OBJECTIVE –
Extract the whole listing as it stands. Do not include the pictures.
-------------------------
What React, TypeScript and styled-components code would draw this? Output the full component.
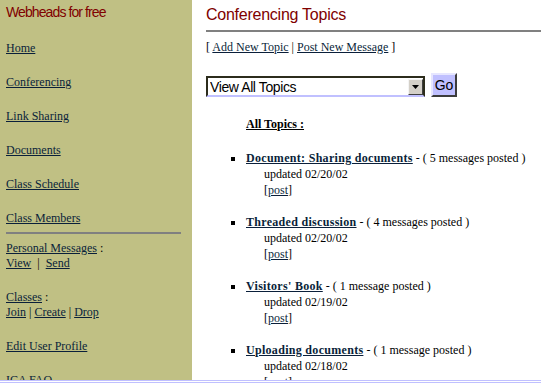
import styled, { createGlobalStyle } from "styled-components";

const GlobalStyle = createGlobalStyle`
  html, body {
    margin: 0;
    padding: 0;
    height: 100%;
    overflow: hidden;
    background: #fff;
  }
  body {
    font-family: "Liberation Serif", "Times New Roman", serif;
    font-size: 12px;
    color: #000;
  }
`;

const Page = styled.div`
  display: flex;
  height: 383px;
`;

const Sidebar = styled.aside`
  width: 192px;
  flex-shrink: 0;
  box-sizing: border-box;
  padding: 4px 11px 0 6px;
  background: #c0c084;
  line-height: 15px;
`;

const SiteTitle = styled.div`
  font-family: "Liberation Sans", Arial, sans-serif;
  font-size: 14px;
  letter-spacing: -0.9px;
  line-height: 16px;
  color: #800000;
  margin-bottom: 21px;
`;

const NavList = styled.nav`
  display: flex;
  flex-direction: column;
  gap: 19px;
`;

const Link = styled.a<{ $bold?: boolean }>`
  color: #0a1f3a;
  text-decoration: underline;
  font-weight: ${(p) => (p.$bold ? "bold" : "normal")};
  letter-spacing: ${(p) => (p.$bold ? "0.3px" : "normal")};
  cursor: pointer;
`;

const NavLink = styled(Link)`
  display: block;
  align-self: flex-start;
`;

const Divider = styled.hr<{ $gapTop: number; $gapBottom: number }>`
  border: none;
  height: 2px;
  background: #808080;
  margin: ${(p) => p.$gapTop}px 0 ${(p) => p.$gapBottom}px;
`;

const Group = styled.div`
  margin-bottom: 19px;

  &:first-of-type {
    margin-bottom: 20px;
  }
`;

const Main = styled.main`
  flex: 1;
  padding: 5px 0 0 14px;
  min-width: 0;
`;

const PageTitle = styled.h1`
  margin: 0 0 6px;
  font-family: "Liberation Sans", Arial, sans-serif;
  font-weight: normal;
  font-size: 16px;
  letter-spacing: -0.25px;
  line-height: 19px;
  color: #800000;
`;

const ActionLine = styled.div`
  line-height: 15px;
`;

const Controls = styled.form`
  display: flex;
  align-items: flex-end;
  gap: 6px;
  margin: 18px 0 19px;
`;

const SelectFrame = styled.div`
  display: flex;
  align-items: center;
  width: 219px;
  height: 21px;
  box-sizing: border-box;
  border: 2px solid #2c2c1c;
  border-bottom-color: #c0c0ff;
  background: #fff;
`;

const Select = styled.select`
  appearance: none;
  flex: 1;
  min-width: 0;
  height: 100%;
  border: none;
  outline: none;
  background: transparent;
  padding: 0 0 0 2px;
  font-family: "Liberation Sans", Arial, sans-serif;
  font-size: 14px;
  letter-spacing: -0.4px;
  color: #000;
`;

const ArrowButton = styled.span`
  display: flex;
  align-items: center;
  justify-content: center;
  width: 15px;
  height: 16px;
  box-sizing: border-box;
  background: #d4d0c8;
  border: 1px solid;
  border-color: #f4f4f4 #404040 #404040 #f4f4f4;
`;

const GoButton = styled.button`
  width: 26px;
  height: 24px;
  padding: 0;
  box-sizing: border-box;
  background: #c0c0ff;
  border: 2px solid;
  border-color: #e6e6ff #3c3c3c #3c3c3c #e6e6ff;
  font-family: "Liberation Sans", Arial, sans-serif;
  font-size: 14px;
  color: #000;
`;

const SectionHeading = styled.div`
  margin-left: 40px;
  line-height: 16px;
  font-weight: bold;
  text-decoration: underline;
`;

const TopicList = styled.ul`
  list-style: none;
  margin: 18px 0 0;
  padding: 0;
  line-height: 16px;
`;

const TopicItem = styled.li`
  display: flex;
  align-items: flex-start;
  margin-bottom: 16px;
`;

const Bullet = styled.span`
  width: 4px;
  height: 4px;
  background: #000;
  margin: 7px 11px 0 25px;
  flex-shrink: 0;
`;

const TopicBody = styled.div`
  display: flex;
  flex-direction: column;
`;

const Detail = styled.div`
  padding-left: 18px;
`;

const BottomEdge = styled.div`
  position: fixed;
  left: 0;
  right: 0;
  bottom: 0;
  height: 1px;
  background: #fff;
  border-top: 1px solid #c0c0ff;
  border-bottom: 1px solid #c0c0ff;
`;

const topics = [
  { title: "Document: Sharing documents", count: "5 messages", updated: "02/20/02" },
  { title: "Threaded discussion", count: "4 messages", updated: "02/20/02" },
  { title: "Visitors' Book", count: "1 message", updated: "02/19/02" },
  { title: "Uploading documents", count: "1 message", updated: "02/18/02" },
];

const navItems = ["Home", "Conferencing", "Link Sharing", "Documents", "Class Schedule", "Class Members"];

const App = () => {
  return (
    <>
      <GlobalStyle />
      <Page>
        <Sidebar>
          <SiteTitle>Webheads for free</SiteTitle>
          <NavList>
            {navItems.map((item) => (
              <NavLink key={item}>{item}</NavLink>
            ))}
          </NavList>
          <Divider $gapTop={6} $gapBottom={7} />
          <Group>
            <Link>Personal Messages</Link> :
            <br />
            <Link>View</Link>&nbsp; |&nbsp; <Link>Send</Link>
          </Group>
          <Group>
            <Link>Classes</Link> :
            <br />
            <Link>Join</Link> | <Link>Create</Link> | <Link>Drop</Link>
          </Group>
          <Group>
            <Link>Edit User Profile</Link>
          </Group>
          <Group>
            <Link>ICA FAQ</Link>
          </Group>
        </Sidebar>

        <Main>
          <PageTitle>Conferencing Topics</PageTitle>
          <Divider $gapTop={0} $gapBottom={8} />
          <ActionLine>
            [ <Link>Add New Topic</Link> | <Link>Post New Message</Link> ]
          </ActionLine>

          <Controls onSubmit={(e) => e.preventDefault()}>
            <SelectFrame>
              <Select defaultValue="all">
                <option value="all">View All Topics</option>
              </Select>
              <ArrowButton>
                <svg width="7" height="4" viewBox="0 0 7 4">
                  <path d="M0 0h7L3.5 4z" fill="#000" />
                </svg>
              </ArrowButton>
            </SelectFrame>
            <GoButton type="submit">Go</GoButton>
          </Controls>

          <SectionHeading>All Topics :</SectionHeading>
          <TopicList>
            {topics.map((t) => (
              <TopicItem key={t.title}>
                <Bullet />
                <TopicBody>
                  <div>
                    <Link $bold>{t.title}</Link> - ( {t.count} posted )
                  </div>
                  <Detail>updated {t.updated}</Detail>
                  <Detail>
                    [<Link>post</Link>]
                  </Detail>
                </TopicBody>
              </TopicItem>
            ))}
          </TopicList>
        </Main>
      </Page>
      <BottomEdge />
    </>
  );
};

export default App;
-------------------------
SOLUTION –
What React, TypeScript and styled-components code would draw this? Output the full component.
import styled, { createGlobalStyle } from "styled-components";

const GlobalStyle = createGlobalStyle`
  html, body {
    margin: 0;
    padding: 0;
    height: 100%;
    overflow: hidden;
    background: #fff;
  }
  body {
    font-family: "Liberation Serif", "Times New Roman", serif;
    font-size: 12px;
    color: #000;
  }
`;

const Page = styled.div`
  display: flex;
  height: 383px;
`;

const Sidebar = styled.aside`
  width: 192px;
  flex-shrink: 0;
  box-sizing: border-box;
  padding: 4px 11px 0 6px;
  background: #c0c084;
  line-height: 15px;
`;

const SiteTitle = styled.div`
  font-family: "Liberation Sans", Arial, sans-serif;
  font-size: 14px;
  letter-spacing: -0.9px;
  line-height: 16px;
  color: #800000;
  margin-bottom: 21px;
`;

const NavList = styled.nav`
  display: flex;
  flex-direction: column;
  gap: 19px;
`;

const Link = styled.a<{ $bold?: boolean }>`
  color: #0a1f3a;
  text-decoration: underline;
  font-weight: ${(p) => (p.$bold ? "bold" : "normal")};
  letter-spacing: ${(p) => (p.$bold ? "0.3px" : "normal")};
  cursor: pointer;
`;

const NavLink = styled(Link)`
  display: block;
  align-self: flex-start;
`;

const Divider = styled.hr<{ $gapTop: number; $gapBottom: number }>`
  border: none;
  height: 2px;
  background: #808080;
  margin: ${(p) => p.$gapTop}px 0 ${(p) => p.$gapBottom}px;
`;

const Group = styled.div`
  margin-bottom: 19px;

  &:first-of-type {
    margin-bottom: 20px;
  }
`;

const Main = styled.main`
  flex: 1;
  padding: 5px 0 0 14px;
  min-width: 0;
`;

const PageTitle = styled.h1`
  margin: 0 0 6px;
  font-family: "Liberation Sans", Arial, sans-serif;
  font-weight: normal;
  font-size: 16px;
  letter-spacing: -0.25px;
  line-height: 19px;
  color: #800000;
`;

const ActionLine = styled.div`
  line-height: 15px;
`;

const Controls = styled.form`
  display: flex;
  align-items: flex-end;
  gap: 6px;
  margin: 18px 0 19px;
`;

const SelectFrame = styled.div`
  display: flex;
  align-items: center;
  width: 219px;
  height: 21px;
  box-sizing: border-box;
  border: 2px solid #2c2c1c;
  border-bottom-color: #c0c0ff;
  background: #fff;
`;

const Select = styled.select`
  appearance: none;
  flex: 1;
  min-width: 0;
  height: 100%;
  border: none;
  outline: none;
  background: transparent;
  padding: 0 0 0 2px;
  font-family: "Liberation Sans", Arial, sans-serif;
  font-size: 14px;
  letter-spacing: -0.4px;
  color: #000;
`;

const ArrowButton = styled.span`
  display: flex;
  align-items: center;
  justify-content: center;
  width: 15px;
  height: 16px;
  box-sizing: border-box;
  background: #d4d0c8;
  border: 1px solid;
  border-color: #f4f4f4 #404040 #404040 #f4f4f4;
`;

const GoButton = styled.button`
  width: 26px;
  height: 24px;
  padding: 0;
  box-sizing: border-box;
  background: #c0c0ff;
  border: 2px solid;
  border-color: #e6e6ff #3c3c3c #3c3c3c #e6e6ff;
  font-family: "Liberation Sans", Arial, sans-serif;
  font-size: 14px;
  color: #000;
`;

const SectionHeading = styled.div`
  margin-left: 40px;
  line-height: 16px;
  font-weight: bold;
  text-decoration: underline;
`;

const TopicList = styled.ul`
  list-style: none;
  margin: 18px 0 0;
  padding: 0;
  line-height: 16px;
`;

const TopicItem = styled.li`
  display: flex;
  align-items: flex-start;
  margin-bottom: 16px;
`;

const Bullet = styled.span`
  width: 4px;
  height: 4px;
  background: #000;
  margin: 7px 11px 0 25px;
  flex-shrink: 0;
`;

const TopicBody = styled.div`
  display: flex;
  flex-direction: column;
`;

const Detail = styled.div`
  padding-left: 18px;
`;

const BottomEdge = styled.div`
  position: fixed;
  left: 0;
  right: 0;
  bottom: 0;
  height: 1px;
  background: #fff;
  border-top: 1px solid #c0c0ff;
  border-bottom: 1px solid #c0c0ff;
`;

const topics = [
  { title: "Document: Sharing documents", count: "5 messages", updated: "02/20/02" },
  { title: "Threaded discussion", count: "4 messages", updated: "02/20/02" },
  { title: "Visitors' Book", count: "1 message", updated: "02/19/02" },
  { title: "Uploading documents", count: "1 message", updated: "02/18/02" },
];

const navItems = ["Home", "Conferencing", "Link Sharing", "Documents", "Class Schedule", "Class Members"];

const App = () => {
  return (
    <>
      <GlobalStyle />
      <Page>
        <Sidebar>
          <SiteTitle>Webheads for free</SiteTitle>
          <NavList>
            {navItems.map((item) => (
              <NavLink key={item}>{item}</NavLink>
            ))}
          </NavList>
          <Divider $gapTop={6} $gapBottom={7} />
          <Group>
            <Link>Personal Messages</Link> :
            <br />
            <Link>View</Link>&nbsp; |&nbsp; <Link>Send</Link>
          </Group>
          <Group>
            <Link>Classes</Link> :
            <br />
            <Link>Join</Link> | <Link>Create</Link> | <Link>Drop</Link>
          </Group>
          <Group>
            <Link>Edit User Profile</Link>
          </Group>
          <Group>
            <Link>ICA FAQ</Link>
          </Group>
        </Sidebar>

        <Main>
          <PageTitle>Conferencing Topics</PageTitle>
          <Divider $gapTop={0} $gapBottom={8} />
          <ActionLine>
            [ <Link>Add New Topic</Link> | <Link>Post New Message</Link> ]
          </ActionLine>

          <Controls onSubmit={(e) => e.preventDefault()}>
            <SelectFrame>
              <Select defaultValue="all">
                <option value="all">View All Topics</option>
              </Select>
              <ArrowButton>
                <svg width="7" height="4" viewBox="0 0 7 4">
                  <path d="M0 0h7L3.5 4z" fill="#000" />
                </svg>
              </ArrowButton>
            </SelectFrame>
            <GoButton type="submit">Go</GoButton>
          </Controls>

          <SectionHeading>All Topics :</SectionHeading>
          <TopicList>
            {topics.map((t) => (
              <TopicItem key={t.title}>
                <Bullet />
                <TopicBody>
                  <div>
                    <Link $bold>{t.title}</Link> - ( {t.count} posted )
                  </div>
                  <Detail>updated {t.updated}</Detail>
                  <Detail>
                    [<Link>post</Link>]
                  </Detail>
                </TopicBody>
              </TopicItem>
            ))}
          </TopicList>
        </Main>
      </Page>
      <BottomEdge />
    </>
  );
};

export default App;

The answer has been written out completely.